Nachdem weder in Picton, noch in Nelson in Sachen Autokauf etwas voranging, nahmen uns die drei schließlich mit nach Christchurch. Wir waren mittlerweile einige Tage zusammen unterwegs, Freundschaft hatten wir schon vom ersten Augenblick an geschlossen. Niv war der ruhigsten von allen, handelte am überlegtesten. Das Gehirn unter seinem Lockenschopf schien immer zu arbeiten. Dor war auch von sehr ernster Natur – nur wirkte es bei ihm erwachsener, strenger.
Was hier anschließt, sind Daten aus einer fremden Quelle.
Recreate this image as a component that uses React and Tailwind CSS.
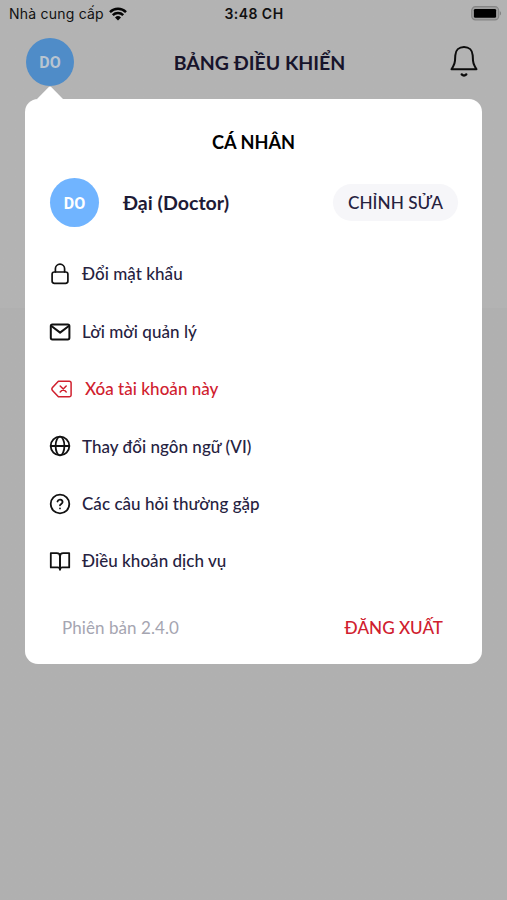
import React from 'react';

const strokeProps = {
  viewBox: '0 0 24 24',
  className: 'w-6 h-6',
  fill: 'none',
  stroke: 'currentColor',
  strokeWidth: 1.8,
  strokeLinecap: 'round',
  strokeLinejoin: 'round',
};

const LockIcon = () => (
  <svg {...strokeProps} strokeWidth="1.7">
    <rect x="4.1" y="10" width="15.8" height="11.4" rx="2.3" />
    <path d="M7.4 10V6.8a4.6 4.6 0 0 1 9.2 0V10" />
  </svg>
);

const MailIcon = () => (
  <svg {...strokeProps} strokeWidth="2">
    <rect x="2.8" y="4.4" width="18.6" height="15" rx="1.6" />
    <path d="m3.4 6 8.7 6.6L20.8 6" />
  </svg>
);

const DeleteTagIcon = () => (
  <svg viewBox="0 0 22 18" className="w-[22px] h-[18px]" fill="none" stroke="currentColor" strokeWidth="1.5" strokeLinecap="round" strokeLinejoin="round">
    <path d="M7.4 1.2H18.3a1.8 1.8 0 0 1 1.8 1.8V15a1.8 1.8 0 0 1-1.8 1.8H7.4L1.5 10.4a2.1 2.1 0 0 1 0-2.8Z" />
    <path d="m9.2 6 6 6M15.2 6l-6 6" />
  </svg>
);

const GlobeIcon = () => (
  <svg {...strokeProps}>
    <circle cx="12" cy="12" r="9.3" />
    <ellipse cx="12" cy="12" rx="4.4" ry="9.3" />
    <path d="M2.7 12h18.6" />
  </svg>
);

const HelpIcon = () => (
  <svg {...strokeProps}>
    <circle cx="12" cy="12" r="9.3" />
    <path d="M9.5 9.5a2.6 2.6 0 0 1 5.1.6c0 1.6-2.2 1.9-2.6 3.2" />
    <path d="M12 16.4v.01" />
  </svg>
);

const BookIcon = () => (
  <svg {...strokeProps}>
    <path d="M2.8 4.2h6A3.2 3.2 0 0 1 12 7.4v13.2a2.4 2.4 0 0 0-2.4-2.2H2.8Z" />
    <path d="M21.2 4.2h-6A3.2 3.2 0 0 0 12 7.4v13.2a2.4 2.4 0 0 1 2.4-2.2h6.8Z" />
  </svg>
);

const BellIcon = () => (
  <svg viewBox="0 0 30 32" className="w-[30px] h-8" fill="none" stroke="#0c0c0c" strokeWidth="2" strokeLinecap="round" strokeLinejoin="round">
    <path d="M6.3 10.4C6.5 5.3 10 2 15 2s8.5 3.3 8.7 8.4l.3 5.2c.2 2.6 1 4.4 2 6.1l1.5 2.5h-25L4 21.7c1-1.7 1.8-3.5 2-6.1Z" />
    <path d="M12.7 29.4c1.4 1.5 3.2 1.5 4.6 0" strokeWidth="2.3" />
  </svg>
);

const WifiIcon = () => (
  <svg viewBox="0 0 18 14" className="w-[18px] h-[14px]" fill="none" stroke="#050505" strokeWidth="2.5">
    <path d="M1 5.1a11.4 11.4 0 0 1 16 0" />
    <path d="M3.8 8.2a7.4 7.4 0 0 1 10.4 0" />
    <path d="M9 13.4 6 10.5a4.3 4.3 0 0 1 6 0Z" fill="#050505" stroke="none" />
  </svg>
);

const BatteryIcon = () => (
  <svg viewBox="0 0 31 15" className="w-[31px] h-[15px]">
    <rect x="0.7" y="0.7" width="27" height="13.2" rx="3.8" fill="#a0a0a0" stroke="#858585" strokeWidth="1.2" />
    <rect x="2.9" y="2.9" width="22.2" height="8.9" rx="1.4" fill="#000" />
    <path d="M28.8 5c1.7.8 1.7 3.8 0 4.6Z" fill="#808080" />
  </svg>
);

const menuItems = [
  { label: 'Đổi mật khẩu', icon: <LockIcon /> },
  { label: 'Lời mời quản lý', icon: <MailIcon /> },
  { label: 'Xóa tài khoản này', icon: <DeleteTagIcon />, danger: true },
  { label: 'Thay đổi ngôn ngữ (VI)', icon: <GlobeIcon /> },
  { label: 'Các câu hỏi thường gặp', icon: <HelpIcon /> },
  { label: 'Điều khoản dịch vụ', icon: <BookIcon /> },
];

function StatusBar() {
  return (
    <div className="h-7 pb-px pl-[9px] pr-[5px] grid grid-cols-3 items-center text-[#111] font-['Inter','Liberation_Sans',sans-serif]">
      <div className="flex items-center gap-[5px] whitespace-nowrap">
        <span className="text-[14px] tracking-[0.22px]">Nhà cung cấp</span>
        <WifiIcon />
      </div>
      <span className="pr-[3px] text-center text-[14px] font-semibold tracking-[0.45px]">3:48 CH</span>
      <div className="flex justify-end">
        <BatteryIcon />
      </div>
    </div>
  );
}

function MenuItem({ label, icon, danger }) {
  return (
    <button type="button" className={`h-[57.4px] flex items-center text-left ${danger ? 'text-[#d0202e]' : 'text-[#111]'}`}>
      <span className={`flex justify-center shrink-0 ${danger ? 'w-[26px] ml-[-1px] mr-[10px]' : 'w-6 mr-[10.5px] ml-[-2.5px]'}`}>{icon}</span>
      <span className={`text-[17px] font-medium tracking-[0.04px] ${danger ? 'text-[#d0202e]' : 'text-[#26223f]'}`}>{label}</span>
    </button>
  );
}

export default function App() {
  return (
    <div className="h-[900px] flex flex-col bg-linear-to-b from-[#b3b3b3] from-[308px] to-[#b0b0b0] to-[308px] font-['Lato','Noto_Sans',sans-serif] overflow-hidden">
      <StatusBar />

      <header className="h-[58px] pt-[10px] pl-[26px] pr-[28px] flex items-start justify-between">
        <div className="w-12 h-12 pt-[2px] rounded-full bg-[#4f8cc8] flex items-center justify-center text-[16px] font-bold text-[#b8c4d0] font-['Roboto','Noto_Sans',sans-serif]">DO</div>
        <h1 className="h-12 pt-px mr-1 flex items-center text-[19.5px] font-bold text-[#17142b]">BẢNG ĐIỀU KHIỂN</h1>
        <div className="pt-[7px]">
          <BellIcon />
        </div>
      </header>

      <svg viewBox="0 0 26 13" className="ml-[37px] w-[26px] h-[13px] shrink-0" fill="#fff">
        <path d="M0 13 11.8 1q1.2-1.2 2.4 0L26 13Z" />
      </svg>

      <main className="mx-[25px] h-[565px] shrink-0 rounded-[13px] bg-white px-[25px] flex flex-col">
        <h2 className="mt-[30px] leading-[26px] text-center text-[18.2px] font-bold text-black">CÁ NHÂN</h2>

        <div className="mt-[23px] flex items-center">
          <div className="w-[49px] h-[49px] pt-[2px] rounded-full bg-[#70b4ff] flex items-center justify-center text-[16px] font-bold text-white font-['Roboto','Noto_Sans',sans-serif]">DO</div>
          <span className="ml-6 text-[19.6px] font-bold text-[#1e1b36]">Đại (Doctor)</span>
          <button type="button" className="ml-auto w-[125px] h-[37px] mr-[-1px] rounded-full bg-[#f6f6f9] text-[17.2px] font-medium text-[#26223f]">CHỈNH SỬA</button>
        </div>

        <nav className="mt-[18.5px] flex flex-col">
          {menuItems.map((item) => (
            <MenuItem key={item.label} {...item} />
          ))}
        </nav>

        <div className="mt-[25.5px] pl-3 pr-[14px] flex items-center justify-between">
          <span className="text-[17px] tracking-[0.07px] text-[#a5a5b1]">Phiên bản 2.4.0</span>
          <button type="button" className="text-[17.1px] font-medium text-[#d0202e]">ĐĂNG XUẤT</button>
        </div>
      </main>
    </div>
  );
}
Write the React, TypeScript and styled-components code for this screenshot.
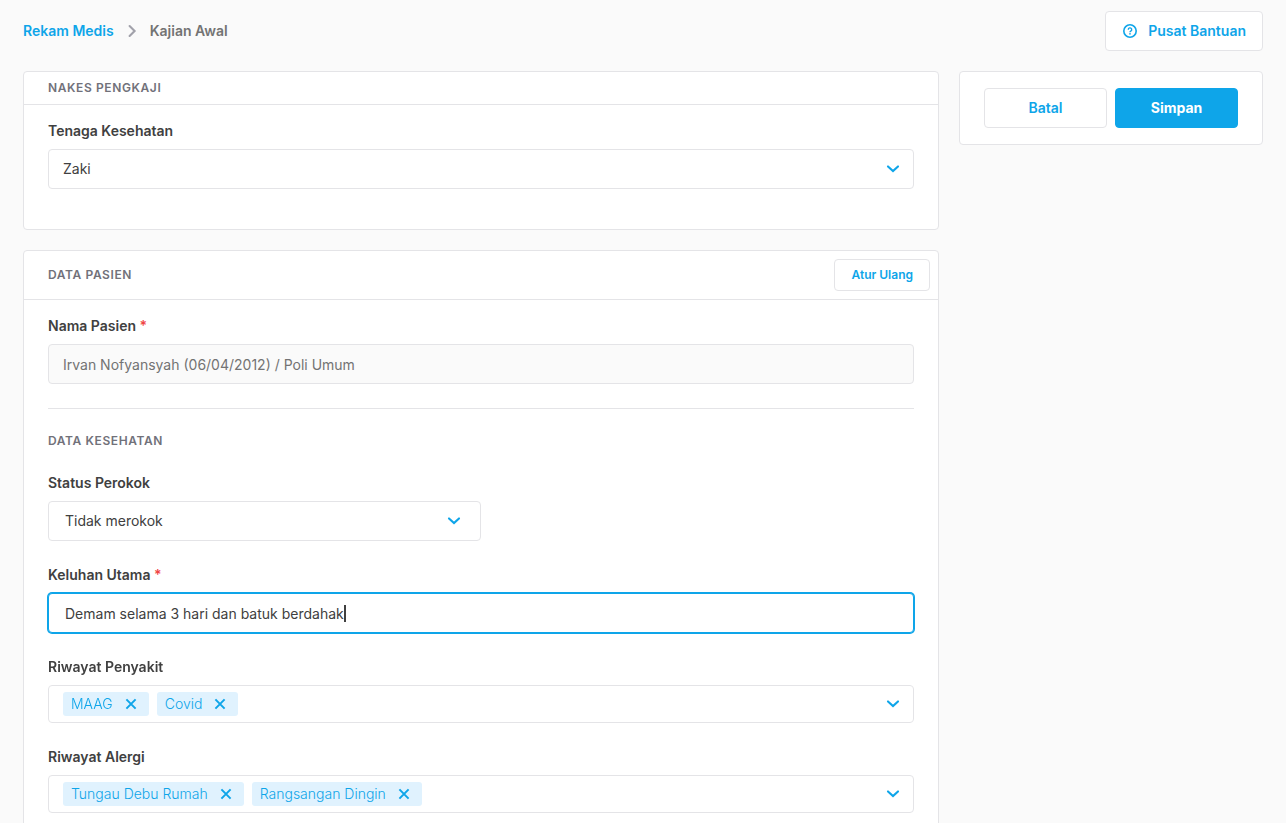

Seine grünen Augen stachen zu jeder Tages- und Nachtzeit aus einem engen Wimpernkranz hervor. Er war es, der die meiste Zeit laut vorlas. Und das mit so einem Genuss, mit solch einer Gestik und fließenden Körperbewegungen, dass man meinen könnte, er dirigiere ein Orchester. Und obwohl wir kein Wort Hebräisch verstanden, saßen wir reglos da und lauschten dem Klang dieser fremden Sprache. Die anderen waren lebendige Zuhörer, gaben je nach Gefühlslage Geräusche von sich, wiederholten Sätze, lachten laut auf. Amir vor allem war ungehalten, sprang auf, schimpfte auf den Protagonisten des Buches, ging einmal im Kreis uns setzte sich wieder hin. Amir war sowieso voll Energie. Wenn er nicht gerade im Handstand neben dir herlief, sprang er mit den Jungs vom nächstgelegenen Dorf von einer Brücke ins Wasser oder war grantig, weil er Hunger hatte. Bei einem solchen Energieverbrauch, war es einsehbar, dass die drei ständig am Schnipseln, Braten, Kochen waren – und nebenbei noch durch Neuseeland reisten. Sie waren dermaßen temperamentvoll und gleichzeitig so hilfsbereit, dass ich wusste, mein nächstes Reiseziel würde Israel werden. Dieses Volk musste ich genauer unter die Lupe nehmen.

In Christchurch hatten Rani und ich endlich Glück: Wir fanden auf einem Automarkt einen Wagen für uns. Einen Ford, den wir Frederike tauften. Ab jetzt hieß es Rani, Luise und Frederike auf Neuseeland-Abenteuer-Tour.